JSR MECHANICAL, INC.
AIRECO SUPPLY, INC.
FROM THE CIRCUIT COURT OF PRINCE WILLIAM COUNTY Lon E. Farris, Judge
PRESENT: Lemons, C.J., Goodwyn, Mims, McClanahan, Powell, and Kelsey, JJ., and Millette, S.J.
LEROY F. MILLETTE, JR., SENIOR JUSTICE.
In this appeal we review the meaning and application of Virginia Code § 8.01-335(B) on the question of whether a circuit court has discretion to deny a procedural motion to reinstate a case that has been discontinued or dismissed under this subsection of the statute when the party seeking reinstatement has complied with the timeliness and notice requirements. Upon a review of the statute as a whole, and its legislative history, we conclude that such discretion does not exist. We therefore reverse the judgment of the circuit court denying the motion to reinstate.
I. FACTS AND PROCEEDINGS
On July 23, 2010, JSR Mechanical ("JSR") filed a complaint against Aireco Supply, Inc. ("Aireco"), alleging breach of contract and negligence.
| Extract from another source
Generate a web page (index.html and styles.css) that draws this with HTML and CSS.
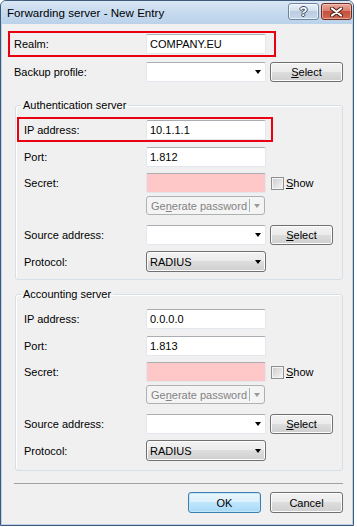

The complaint sought $38, 000 in damages. Aireco filed an answer on August 19, 2010. There were no further pleadings filed by the parties for the next four years.
Code § 8.01-335(B) provides:
Any court in which is pending a case wherein for more than three years there has been no order or proceeding, except to continue it, may, in its discretion, order it to be struck from its docket and the action shall thereby be discontinued. The court may dismiss cases under this subsection without any notice to the parties. The clerk shall provide the parties with a copy of the final order discontinuing or dismissing the case. Any case discontinued or dismissed under the provisions of this subsection may be reinstated, on motion, after notice to the parties in interest, if known, or their counsel of record within one year from the date of such order but not after.
On January 31, 2014, under the authority of Code § 8.01-335(B), the circuit court entered a final order stating that the case had been pending for over three years with no proceedings and was therefore discontinued and stricken from the docket.
On January 23, 2015, JSR filed a motion to reinstate. JSR alleged that Aireco allowed Tyrone Fletcher to make purchases using JSR's account without authorization; that Fletcher was convicted of criminal charges in Maryland and ordered to pay $35, 000 in restitution; that despite hearings for violation of his probation, Fletcher had continued to be noncompliant; and that JSR no longer believes recovery is possible through the restitution order. As the only remaining avenue to recover the balance was to proceed against Aireco, JSR sought to reinstate the suit. JSR attached copies of the Maryland docket to its motion, which also included a certificate of service to Aireco.
On January 30, 2015, the circuit court heard the motion. That day, the court entered an order stating: "Upon consideration of the motion and arguments of counsel for the Parties, it appearing to the Court that just cause and sufficient grounds do not exist for granting Plaintiff's motion, it is hereby ORDERED that Plaintiff's Motion to Reinstate is hereby DENIED." JSR now appeals.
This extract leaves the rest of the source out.